----- DATA PROVIDED

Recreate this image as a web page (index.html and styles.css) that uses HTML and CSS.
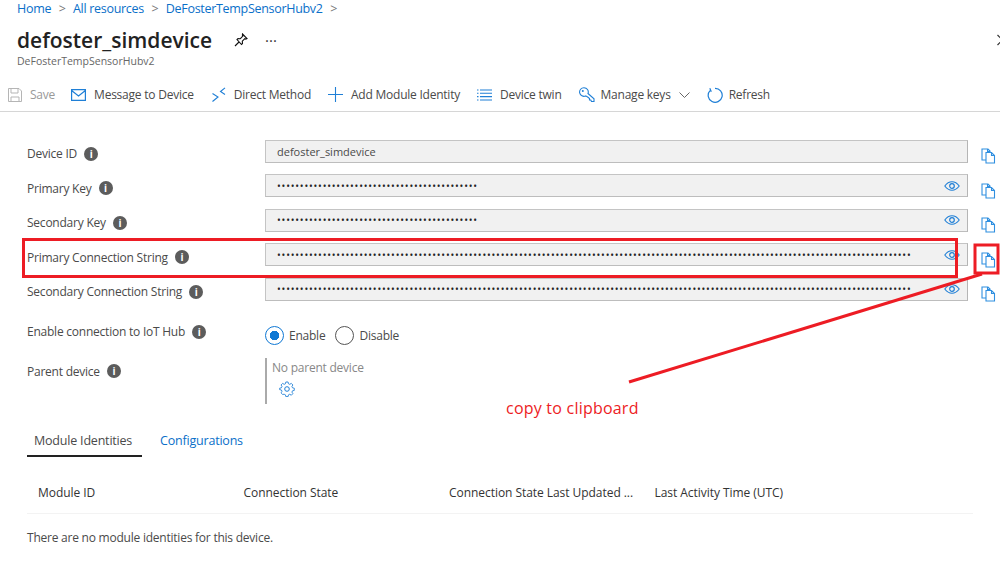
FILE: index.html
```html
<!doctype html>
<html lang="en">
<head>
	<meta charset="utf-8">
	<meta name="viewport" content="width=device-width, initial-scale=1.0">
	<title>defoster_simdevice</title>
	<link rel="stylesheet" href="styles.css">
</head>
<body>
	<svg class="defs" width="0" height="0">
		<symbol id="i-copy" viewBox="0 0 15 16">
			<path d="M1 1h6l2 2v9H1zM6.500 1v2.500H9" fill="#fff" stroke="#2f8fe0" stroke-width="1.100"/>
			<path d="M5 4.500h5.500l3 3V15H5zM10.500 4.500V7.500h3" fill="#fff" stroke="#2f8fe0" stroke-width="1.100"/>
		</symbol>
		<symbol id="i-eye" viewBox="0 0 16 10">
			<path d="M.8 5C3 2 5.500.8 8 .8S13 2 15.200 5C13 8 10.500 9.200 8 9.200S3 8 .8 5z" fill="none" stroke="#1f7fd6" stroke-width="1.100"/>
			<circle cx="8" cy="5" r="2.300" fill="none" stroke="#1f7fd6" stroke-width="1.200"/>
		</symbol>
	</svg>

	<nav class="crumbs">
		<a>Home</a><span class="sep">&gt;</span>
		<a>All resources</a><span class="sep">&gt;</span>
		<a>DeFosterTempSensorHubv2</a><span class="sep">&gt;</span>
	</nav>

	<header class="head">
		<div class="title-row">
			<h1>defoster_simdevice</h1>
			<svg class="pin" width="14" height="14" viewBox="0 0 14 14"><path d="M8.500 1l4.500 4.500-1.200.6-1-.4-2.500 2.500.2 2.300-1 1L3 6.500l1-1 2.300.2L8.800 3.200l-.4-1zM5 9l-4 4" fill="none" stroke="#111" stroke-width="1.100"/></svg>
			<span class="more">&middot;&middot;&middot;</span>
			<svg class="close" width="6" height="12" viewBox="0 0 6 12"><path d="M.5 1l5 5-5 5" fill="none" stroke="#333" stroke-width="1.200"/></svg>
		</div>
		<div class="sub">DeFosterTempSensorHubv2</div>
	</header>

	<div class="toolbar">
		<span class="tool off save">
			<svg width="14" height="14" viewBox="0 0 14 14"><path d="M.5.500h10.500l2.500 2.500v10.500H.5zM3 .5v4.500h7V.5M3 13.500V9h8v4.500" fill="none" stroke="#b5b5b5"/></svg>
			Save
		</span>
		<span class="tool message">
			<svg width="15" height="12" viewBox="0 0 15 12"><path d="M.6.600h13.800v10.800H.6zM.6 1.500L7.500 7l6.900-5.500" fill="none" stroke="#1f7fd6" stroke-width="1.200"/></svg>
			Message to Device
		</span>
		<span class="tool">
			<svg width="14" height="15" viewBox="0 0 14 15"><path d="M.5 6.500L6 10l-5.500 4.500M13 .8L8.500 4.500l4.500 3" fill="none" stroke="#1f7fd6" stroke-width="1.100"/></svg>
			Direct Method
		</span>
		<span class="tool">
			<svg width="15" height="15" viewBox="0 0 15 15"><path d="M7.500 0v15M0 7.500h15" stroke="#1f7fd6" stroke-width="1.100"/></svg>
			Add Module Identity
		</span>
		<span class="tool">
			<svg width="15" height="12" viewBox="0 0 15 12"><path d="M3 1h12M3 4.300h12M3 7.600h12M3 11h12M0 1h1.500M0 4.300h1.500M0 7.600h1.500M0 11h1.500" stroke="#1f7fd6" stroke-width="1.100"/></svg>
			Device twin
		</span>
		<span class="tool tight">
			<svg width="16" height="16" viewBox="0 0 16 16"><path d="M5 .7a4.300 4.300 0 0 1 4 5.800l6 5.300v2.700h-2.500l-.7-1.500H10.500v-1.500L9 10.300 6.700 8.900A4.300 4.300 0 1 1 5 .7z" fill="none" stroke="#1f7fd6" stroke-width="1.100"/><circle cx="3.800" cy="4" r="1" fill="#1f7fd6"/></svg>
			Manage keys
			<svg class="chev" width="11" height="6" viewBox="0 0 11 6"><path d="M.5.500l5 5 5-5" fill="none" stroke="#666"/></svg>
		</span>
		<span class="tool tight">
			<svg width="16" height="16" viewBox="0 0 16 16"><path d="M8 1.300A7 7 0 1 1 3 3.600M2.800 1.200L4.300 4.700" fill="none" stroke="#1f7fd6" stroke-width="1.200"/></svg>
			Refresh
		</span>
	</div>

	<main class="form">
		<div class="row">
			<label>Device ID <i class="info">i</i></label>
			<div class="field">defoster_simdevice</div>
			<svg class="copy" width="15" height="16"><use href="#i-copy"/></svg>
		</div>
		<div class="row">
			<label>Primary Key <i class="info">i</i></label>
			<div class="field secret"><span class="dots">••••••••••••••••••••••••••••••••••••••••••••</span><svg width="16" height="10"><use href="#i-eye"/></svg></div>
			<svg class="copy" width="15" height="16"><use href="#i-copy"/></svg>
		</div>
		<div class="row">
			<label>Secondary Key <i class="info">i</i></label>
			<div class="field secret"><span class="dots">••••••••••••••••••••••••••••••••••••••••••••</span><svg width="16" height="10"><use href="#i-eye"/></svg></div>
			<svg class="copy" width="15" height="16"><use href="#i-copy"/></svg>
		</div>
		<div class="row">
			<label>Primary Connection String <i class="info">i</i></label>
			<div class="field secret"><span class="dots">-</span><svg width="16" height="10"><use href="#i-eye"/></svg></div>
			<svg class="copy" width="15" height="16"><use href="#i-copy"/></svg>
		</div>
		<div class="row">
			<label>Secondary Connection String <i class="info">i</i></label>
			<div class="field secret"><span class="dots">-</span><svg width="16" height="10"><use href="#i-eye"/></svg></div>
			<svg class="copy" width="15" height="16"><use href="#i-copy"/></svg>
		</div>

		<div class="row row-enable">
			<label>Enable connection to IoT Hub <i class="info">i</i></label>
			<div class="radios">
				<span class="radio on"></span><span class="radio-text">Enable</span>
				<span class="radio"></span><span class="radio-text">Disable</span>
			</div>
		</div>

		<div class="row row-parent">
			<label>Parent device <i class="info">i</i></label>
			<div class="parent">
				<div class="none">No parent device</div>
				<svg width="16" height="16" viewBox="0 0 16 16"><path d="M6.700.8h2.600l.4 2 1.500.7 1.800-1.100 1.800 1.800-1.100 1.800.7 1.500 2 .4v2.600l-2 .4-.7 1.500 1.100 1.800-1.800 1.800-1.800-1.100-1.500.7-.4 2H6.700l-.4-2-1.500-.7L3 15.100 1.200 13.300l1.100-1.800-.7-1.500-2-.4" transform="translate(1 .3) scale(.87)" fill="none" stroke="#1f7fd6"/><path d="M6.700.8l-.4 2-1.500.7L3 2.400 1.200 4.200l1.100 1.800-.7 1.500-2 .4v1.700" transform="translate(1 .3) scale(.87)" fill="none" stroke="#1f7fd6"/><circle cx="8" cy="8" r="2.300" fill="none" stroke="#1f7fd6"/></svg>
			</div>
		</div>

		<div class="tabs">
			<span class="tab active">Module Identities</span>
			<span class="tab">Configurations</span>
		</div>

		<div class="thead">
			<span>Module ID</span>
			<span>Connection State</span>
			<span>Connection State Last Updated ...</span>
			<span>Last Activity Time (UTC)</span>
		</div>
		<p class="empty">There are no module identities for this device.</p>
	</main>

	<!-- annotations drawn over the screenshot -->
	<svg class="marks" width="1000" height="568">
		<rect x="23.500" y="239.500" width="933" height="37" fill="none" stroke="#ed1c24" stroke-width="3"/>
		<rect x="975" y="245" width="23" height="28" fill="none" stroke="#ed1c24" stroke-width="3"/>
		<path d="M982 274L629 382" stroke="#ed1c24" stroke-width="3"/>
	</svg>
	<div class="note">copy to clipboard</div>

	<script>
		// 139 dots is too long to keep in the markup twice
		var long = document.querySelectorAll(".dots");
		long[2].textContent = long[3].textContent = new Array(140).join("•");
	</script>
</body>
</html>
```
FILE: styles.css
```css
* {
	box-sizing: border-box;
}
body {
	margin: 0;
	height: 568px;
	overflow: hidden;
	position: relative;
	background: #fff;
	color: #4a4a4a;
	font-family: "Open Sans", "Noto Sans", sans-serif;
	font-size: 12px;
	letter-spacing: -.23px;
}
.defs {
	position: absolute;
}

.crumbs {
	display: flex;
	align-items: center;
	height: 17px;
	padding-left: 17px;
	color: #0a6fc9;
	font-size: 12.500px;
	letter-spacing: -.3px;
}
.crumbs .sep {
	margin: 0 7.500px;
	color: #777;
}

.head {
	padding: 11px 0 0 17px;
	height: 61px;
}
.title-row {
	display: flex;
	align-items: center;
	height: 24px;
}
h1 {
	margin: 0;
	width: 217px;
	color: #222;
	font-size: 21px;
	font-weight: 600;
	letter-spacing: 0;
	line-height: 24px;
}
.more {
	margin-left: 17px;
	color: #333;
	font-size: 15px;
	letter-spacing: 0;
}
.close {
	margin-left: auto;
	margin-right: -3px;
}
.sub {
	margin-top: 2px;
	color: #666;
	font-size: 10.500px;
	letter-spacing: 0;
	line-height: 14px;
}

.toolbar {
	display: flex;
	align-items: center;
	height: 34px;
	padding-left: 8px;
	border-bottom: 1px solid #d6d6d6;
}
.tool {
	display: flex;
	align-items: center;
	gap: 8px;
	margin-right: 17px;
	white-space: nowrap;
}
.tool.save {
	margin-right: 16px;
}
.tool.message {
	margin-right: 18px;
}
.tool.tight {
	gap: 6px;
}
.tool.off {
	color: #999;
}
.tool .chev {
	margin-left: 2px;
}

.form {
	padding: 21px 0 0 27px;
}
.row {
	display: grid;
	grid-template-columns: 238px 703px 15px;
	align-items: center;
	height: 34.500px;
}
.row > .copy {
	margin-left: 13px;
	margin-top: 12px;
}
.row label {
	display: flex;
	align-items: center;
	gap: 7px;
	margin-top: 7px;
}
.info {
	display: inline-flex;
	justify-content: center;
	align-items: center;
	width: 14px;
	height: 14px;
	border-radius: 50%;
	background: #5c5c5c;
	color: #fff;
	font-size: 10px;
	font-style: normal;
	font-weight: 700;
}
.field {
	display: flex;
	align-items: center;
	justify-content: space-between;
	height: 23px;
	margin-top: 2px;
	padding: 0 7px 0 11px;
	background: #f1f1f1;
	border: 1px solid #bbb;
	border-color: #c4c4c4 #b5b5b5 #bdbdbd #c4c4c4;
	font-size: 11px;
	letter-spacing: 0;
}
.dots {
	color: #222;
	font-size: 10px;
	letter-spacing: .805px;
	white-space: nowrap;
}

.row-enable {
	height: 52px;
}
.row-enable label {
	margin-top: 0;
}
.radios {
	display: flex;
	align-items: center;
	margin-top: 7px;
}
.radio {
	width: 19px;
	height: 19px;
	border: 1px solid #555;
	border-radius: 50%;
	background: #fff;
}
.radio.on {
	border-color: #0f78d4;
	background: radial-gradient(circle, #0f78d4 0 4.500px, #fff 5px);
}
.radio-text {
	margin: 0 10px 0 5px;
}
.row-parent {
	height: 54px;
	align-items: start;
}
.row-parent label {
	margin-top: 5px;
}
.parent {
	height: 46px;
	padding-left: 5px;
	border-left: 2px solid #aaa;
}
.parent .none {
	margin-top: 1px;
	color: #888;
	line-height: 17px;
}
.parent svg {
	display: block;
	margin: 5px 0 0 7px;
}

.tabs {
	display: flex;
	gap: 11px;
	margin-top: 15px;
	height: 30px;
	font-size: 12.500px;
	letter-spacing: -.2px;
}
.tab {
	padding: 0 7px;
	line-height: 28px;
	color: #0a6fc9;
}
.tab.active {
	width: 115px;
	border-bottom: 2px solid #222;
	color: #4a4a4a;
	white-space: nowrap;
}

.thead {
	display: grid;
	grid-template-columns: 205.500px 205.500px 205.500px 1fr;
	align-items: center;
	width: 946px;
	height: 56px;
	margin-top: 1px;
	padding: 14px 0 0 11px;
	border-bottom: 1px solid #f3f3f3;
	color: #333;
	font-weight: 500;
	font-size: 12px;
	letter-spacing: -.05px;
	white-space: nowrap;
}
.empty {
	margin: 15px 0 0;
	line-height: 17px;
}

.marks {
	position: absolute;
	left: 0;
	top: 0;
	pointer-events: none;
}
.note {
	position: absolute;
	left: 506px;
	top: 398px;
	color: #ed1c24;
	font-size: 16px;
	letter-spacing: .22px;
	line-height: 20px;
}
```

----------

Copy, from the material, each line that holds the string "styles".

▶ [THE SOLUTION]
Recreate this image as a web page (index.html and styles.css) that uses HTML and CSS.
	<link rel="stylesheet" href="styles.css">
FILE: styles.css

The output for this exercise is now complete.